NOUS SOMMES DES GUERRIERS DE LA BEAUTÉ

Ceux qui sacrifient la beauté à la performance récoltent ce qu’ils ont semé.

L’architecture est un art de commande, mais l’architecte a le devoir d’aller au delà de la commande qui lui est faite. C’est là que réside le secret de la beauté. Elle se cache là où on ne l’attend pas, là où elle trouve le terreau pour que l’imaginaire puisse trouver sa place, grandir, se partager et s’épanouir. La raison n’a rien à faire avec la beauté, le maître d’ouvrage ne s’en tient qu’à ce qu’il peut maîtriser, à savoir la chose raisonnée, tangible, concrète, mais là n’est que la partie visible de l’iceberg qu’est l’architecture. C’est la partie la plus facile, la plus docile, la plus médiocre au fond. La beauté ne se voit pas forcément, elle se sent et se vit et c’est ce moment ou le corps réagit et induit une humeur particulière que le projet est réussi.

La beauté est fugitive, elle est une découverte, elle est l’inverse de l’habitude et de l’inertie. Les lieux ne sont pas immortels, ils évoluent en fonction des saisons, du climat, des heures de la journée. La lumière, ses couleurs, sa texture évoluera en fonction des aléas du temps qui passe. Qu’il s’agisse d’heures, de saisons ou d’années. La beauté d’un lieu est fonction de ce qui l’entoure et de ce qui le constitue.

La beauté d’une construction réside dans la façon dont le temps s’est étendu sur elle. On y sentira sa douceur ou au contraire son âpreté ou sa dureté. On observera les endroits où il a posé un peu ses marques, là où il s’est reposé. Il faut pouvoir travailler la matière en prenant en compte que l’acteur principal et essentiel du lieu sera le temps. C’est lui qui pourra patiner de poussière le plâtre pour en faire vibrer la surface. C’est lui qui marquera le bois en lui faisant changer de couleur, en y inscrivant des petites cicatrices dans les interstices de ses veines. C’est lui qui laissera une trace noire sur les trous des vis, une fleur de rouille sur l’acier et polira la pierre avec la pluie et le vent ou la couvrira de lichen.

Aujourd’hui les fenêtres sont en plastique, le verre est partout transformant les gens en poissons dans des aquariums au lieu de les laisser dans les océans. Les ombres nulle part. Cette volonté de transparence réfute le refuge possible et nie le secret et l‘intimité. l’architecture est une affaire hautement sensuelle que ce monde transforme en gigantesque pornographie.

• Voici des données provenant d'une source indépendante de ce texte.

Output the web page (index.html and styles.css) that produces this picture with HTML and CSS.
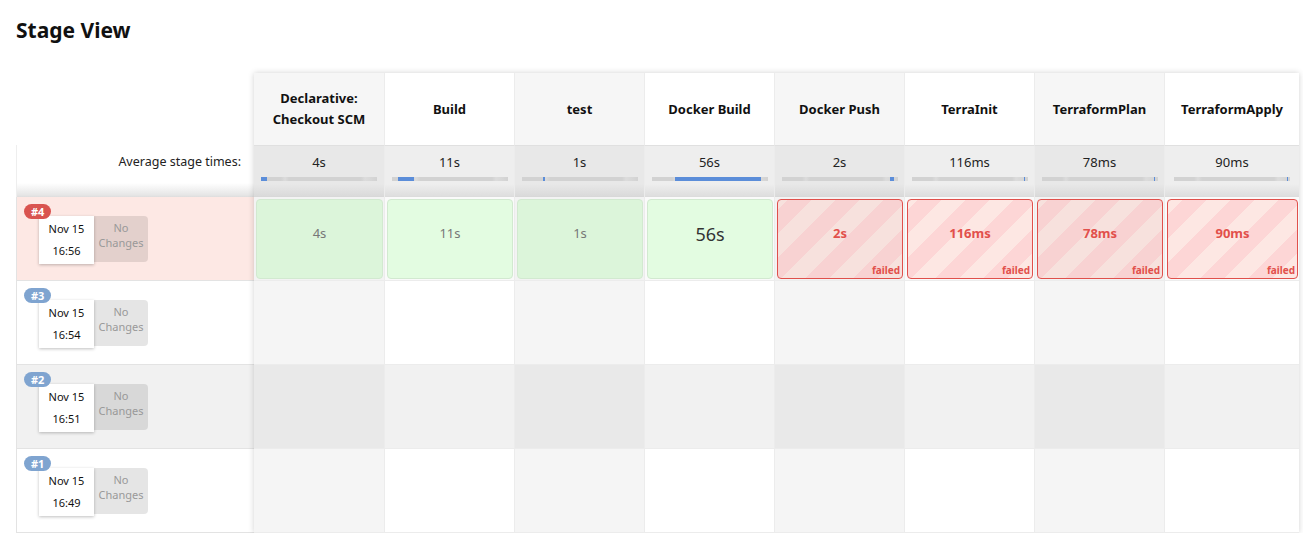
FILE: index.html
```html
<!DOCTYPE html>
<html>
<head>
<meta charset="utf-8">
<link rel="stylesheet" href="styles.css">
</head>
<body>
<h1 class="title">Stage View</h1>
<div class="view">
  <div class="builds">
    <div class="builds-head"></div>
    <div class="builds-avg">Average stage times:</div>
    <div class="build build-failed">
      <div class="card">
        <span class="badge badge-red">#4</span>
        <div class="date"><span>Nov 15</span><span>16:56</span></div>
        <div class="changes">No<br>Changes</div>
      </div>
    </div>
    <div class="build">
      <div class="card">
        <span class="badge">#3</span>
        <div class="date"><span>Nov 15</span><span>16:54</span></div>
        <div class="changes">No<br>Changes</div>
      </div>
    </div>
    <div class="build build-alt">
      <div class="card">
        <span class="badge">#2</span>
        <div class="date"><span>Nov 15</span><span>16:51</span></div>
        <div class="changes">No<br>Changes</div>
      </div>
    </div>
    <div class="build">
      <div class="card">
        <span class="badge">#1</span>
        <div class="date"><span>Nov 15</span><span>16:49</span></div>
        <div class="changes">No<br>Changes</div>
      </div>
    </div>
  </div>
  <div class="stages">
    <div class="row head">
      <div class="cell">Declarative:<br>Checkout SCM</div>
      <div class="cell">Build</div>
      <div class="cell">test</div>
      <div class="cell">Docker Build</div>
      <div class="cell">Docker Push</div>
      <div class="cell">TerraInit</div>
      <div class="cell">TerraformPlan</div>
      <div class="cell">TerraformApply</div>
    </div>
    <div class="row avg">
      <div class="cell"><span class="avg-time">4s</span><div class="bar"><div class="fill" style="margin-left:0px;width:6px"></div></div></div>
      <div class="cell"><span class="avg-time">11s</span><div class="bar"><div class="fill" style="margin-left:6px;width:16px"></div></div></div>
      <div class="cell"><span class="avg-time">1s</span><div class="bar"><div class="fill" style="margin-left:21px;width:2px"></div></div></div>
      <div class="cell"><span class="avg-time">56s</span><div class="bar"><div class="fill" style="margin-left:23px;width:86px"></div></div></div>
      <div class="cell"><span class="avg-time">2s</span><div class="bar"><div class="fill" style="margin-left:108px;width:4px"></div></div></div>
      <div class="cell"><span class="avg-time">116ms</span><div class="bar"><div class="fill" style="margin-left:112px;width:1px"></div></div></div>
      <div class="cell"><span class="avg-time">78ms</span><div class="bar"><div class="fill" style="margin-left:112px;width:1px"></div></div></div>
      <div class="cell"><span class="avg-time">90ms</span><div class="bar"><div class="fill" style="margin-left:113px;width:1px"></div></div></div>
    </div>
    <div class="row run run-failed">
      <div class="cell"><div class="box ok"><span class="dur">4s</span></div></div>
      <div class="cell"><div class="box ok"><span class="dur">11s</span></div></div>
      <div class="cell"><div class="box ok"><span class="dur">1s</span></div></div>
      <div class="cell"><div class="box ok"><span class="dur dur-long">56s</span></div></div>
      <div class="cell"><div class="box fail"><span class="dur">2s</span><span class="status">failed</span></div></div>
      <div class="cell"><div class="box fail"><span class="dur">116ms</span><span class="status">failed</span></div></div>
      <div class="cell"><div class="box fail"><span class="dur">78ms</span><span class="status">failed</span></div></div>
      <div class="cell"><div class="box fail"><span class="dur">90ms</span><span class="status">failed</span></div></div>
    </div>
    <div class="row run">
      <div class="cell"></div><div class="cell"></div><div class="cell"></div><div class="cell"></div>
      <div class="cell"></div><div class="cell"></div><div class="cell"></div><div class="cell"></div>
    </div>
    <div class="row run run-alt">
      <div class="cell"></div><div class="cell"></div><div class="cell"></div><div class="cell"></div>
      <div class="cell"></div><div class="cell"></div><div class="cell"></div><div class="cell"></div>
    </div>
    <div class="row run">
      <div class="cell"></div><div class="cell"></div><div class="cell"></div><div class="cell"></div>
      <div class="cell"></div><div class="cell"></div><div class="cell"></div><div class="cell"></div>
    </div>
  </div>
</div>
</body>
</html>
```

FILE: styles.css
```css
* { box-sizing: border-box; }

body {
  margin: 0;
  padding: 15px 0 0 16px;
  font-family: "Noto Sans", "Open Sans", sans-serif;
  color: #333;
  background: #fff;
}

.title {
  margin: 0;
  font-size: 21px;
  line-height: 30px;
  font-weight: 700;
  color: #111;
}

.view {
  display: flex;
  margin-top: 28px;
  width: 1283px;
}

/* left column */
.builds {
  width: 238px;
  flex: none;
  display: flex;
  flex-direction: column;
}

.builds-head {
  height: 72px;
}

.builds-avg {
  height: 52px;
  border-left: 1px solid #eee;
  padding: 8px 13px 0 0;
  text-align: right;
  font-size: 12.5px;
  line-height: 18px;
  color: #222;
  background: linear-gradient(to bottom, #fff 0, #fff 38px, #e6e6e6 50px, #ddd 52px);
}

.build {
  height: 84px;
  border-left: 1px solid #e3e3e3;
  border-bottom: 1px solid #e3e3e3;
  padding: 19px 0 0 22px;
  background: #fff;
}

.build-failed { background: #fde8e4; }
.build-alt { background: #f1f1f1; }

.card {
  position: relative;
  display: flex;
  align-items: flex-start;
}

.badge {
  position: absolute;
  left: -15px;
  top: -12px;
  z-index: 2;
  height: 15px;
  padding: 0 7px;
  border-radius: 8px;
  background: #7fa4d0;
  color: #fff;
  font-size: 11px;
  line-height: 15px;
  font-weight: 700;
}

.badge-red { background: #d9534f; }

.date {
  width: 55px;
  height: 48px;
  background: #fff;
  box-shadow: 0 1px 3px rgba(0,0,0,0.25);
  display: flex;
  flex-direction: column;
  align-items: center;
  justify-content: space-around;
  padding: 2px 0 2px;
  font-size: 11px;
  line-height: 14px;
  color: #111;
  position: relative;
  z-index: 1;
}

.changes {
  width: 54px;
  height: 46px;
  background: rgba(0,0,0,0.1);
  border-radius: 0 4px 4px 0;
  text-align: center;
  font-size: 11px;
  line-height: 15px;
  padding-top: 4px;
  color: #999;
}

/* stage table */
.stages {
  flex: 1;
  box-shadow: 0 0 6px rgba(0,0,0,0.18);
  background: #fff;
}

.row {
  display: grid;
  grid-template-columns: 131px repeat(6, 130px) 1fr;
}

.cell {
  border-right: 1px solid #ececec;
}

.cell:last-child { border-right: none; }

.head .cell {
  height: 72px;
  display: flex;
  align-items: center;
  justify-content: center;
  text-align: center;
  font-size: 13px;
  line-height: 21px;
  font-weight: 700;
  color: #111;
  background: #fff;
}

.head .cell:nth-child(odd) { background: #f6f6f6; }

.avg .cell {
  height: 52px;
  display: flex;
  flex-direction: column;
  align-items: center;
  padding-top: 7px;
  background: linear-gradient(to bottom, #eeeeee 0, #eeeeee 38px, #dedede 50px, #d6d6d6 52px);
  border-top: 1px solid #e0e0e0;
}

.avg .cell:nth-child(odd) {
  background: linear-gradient(to bottom, #e8e8e8 0, #e8e8e8 38px, #dadada 50px, #d2d2d2 52px);
}

.avg-time {
  font-size: 13px;
  line-height: 18px;
  color: #222;
}

.bar {
  margin-top: 6px;
  width: 116px;
  height: 4px;
  background: linear-gradient(to right, #d2d2d2 0, #d2d2d2 20px, #dcdcdc 24px, #d2d2d2 28px, #d2d2d2 100px, #dcdcdc 104px, #d2d2d2 116px);
  display: flex;
}

.fill {
  height: 4px;
  background: #5b8dd9;
}

.run .cell {
  height: 84px;
  border-bottom: 1px solid #ececec;
  background: #fff;
}

.run .cell:nth-child(odd) { background: #f5f5f5; }

.run-alt .cell { background: #f1f1f1; }
.run-alt .cell:nth-child(odd) { background: #e9e9e9; }

.run-failed .cell {
  padding: 2px 1px 1px 2px;
  background: #fafafa;
}

.run-failed .cell:nth-child(odd) { background: #f3f3f3; }

.box {
  position: relative;
  height: 100%;
  border-radius: 4px;
  display: flex;
  justify-content: center;
  padding-top: 24px;
}

.ok {
  background: #e3fce1;
  border: 1px solid #d2e9d0;
}

.run .cell:nth-child(odd) .ok { background: #dcf5da; }

.dur {
  font-size: 13px;
  line-height: 18px;
  color: #777;
}

.dur-long {
  font-size: 18px;
  line-height: 20px;
  color: #333;
  padding-top: 0;
}

.fail {
  border: 1px solid #e0504b;
  background: repeating-linear-gradient(-45deg, #fde7e3 0, #fde7e3 17px, #fdd6d6 17px, #fdd6d6 34px);
}

.run .cell:nth-child(odd) .fail {
  background: repeating-linear-gradient(-45deg, #f7e1dd 0, #f7e1dd 17px, #f8d2d2 17px, #f8d2d2 34px);
}

.fail .dur {
  font-weight: 700;
  color: #e2504b;
}

.status {
  position: absolute;
  right: 2px;
  bottom: 2px;
  font-size: 10px;
  line-height: 12px;
  font-weight: 700;
  color: #e2504b;
}
```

II ne restaure pas, on cherche à refaire comme ce qui était, comme une personne de 75 ans qui se ferait un lifting pour ressembler à ce qu’elle était à 25 ans. C’est non seulement impossible, grotesque et faux, mais ça a pour effet de produire l’exact effet inverse de celui recherché car c’est faux et donc laid. Car il n’est pas possible de trouver la beauté dans le pastiche de soi-même ou, dans le pastiche de ce que fut un bâtiment. Refuser le temps, c’est ça la laideur. La volonté effrénée de ne pas vouloir laisser les choses vieillir est une façon de nier le temps et donc la vie. C’est avoir peur d’admettre que les choses ont une durée et sont heureusement imparfaites. Imaginons un livre avec une seule page qui se tourne sans arrêt et sans fin sur elle-même. Pas de durée, pas d’histoire, pas de récit, pas de plaisir. Peut- être ce qu’on appelle l’âme des lieux ou des choses, c’est ce qu’on ressent en contemplant la masse des histoires qui racontent leur vie. Cette volonté de gommer le temps qui passe et façonne les lieux traduit en fait une angoisse de la fin. Comme une personne, la beauté est forcement inachevée

ÉQUILIBRE

Le projet d’architecture est une offrande faite à des inconnus et il faut donner à chaque fois ce que l’on estime être le plus beau en soi à des gens qu’on ne connaît pas mais qu’on imagine. Alors bien sûr, c’est une alchimie particulièrement fragile et peu sont ceux qui s’y essayent parce que l’échec de la perception de celui à qui on offre le projet est probable. Il n’y a pas de recette magique, il n’y a que de l’expérimentation d’un regard qu’il faut sans cesse aiguiser comme la lame d’un couteau. Il faut essayer et essayer encore pour apurer son propos et parvenir à faire renter en résonance l’ensemble de ce qui compose un projet. Il n’y a pas d’histoire sans vérité et c’est ce qu’il nous faut atteindre, une espèce d’évidence parce que ce qui est vrai ne cesse jamais d’être. La représentation est peut-être ce qui est le plus dur à maîtriser pour exprimer ce que le projet pourra être.
Une note de musique traduit un son, un assemblage de lettres traduisent un mot. J’écris do re mi fa sol, je les entends, j’écris B-L-A-N-C, je lis blanc et je vois la couleur. Ces codes ont des correspondances cognitives immédiates. Comment exprimer un espace, un volume, une lumière ou une ombre, une matière, une sensation en seulement deux dimensions ?
Plan, coupe, élévation et perspective fausse forcément et à une échelle qui ne correspond jamais à la réalité. Cela demande un travail d’abstraction unique bien sûr et pourtant, il faudrait qu’un jury composé d’élus, de techniciens et de programmistes qui n’ont jamais fait d’architecture puissent comprendre comme ça ?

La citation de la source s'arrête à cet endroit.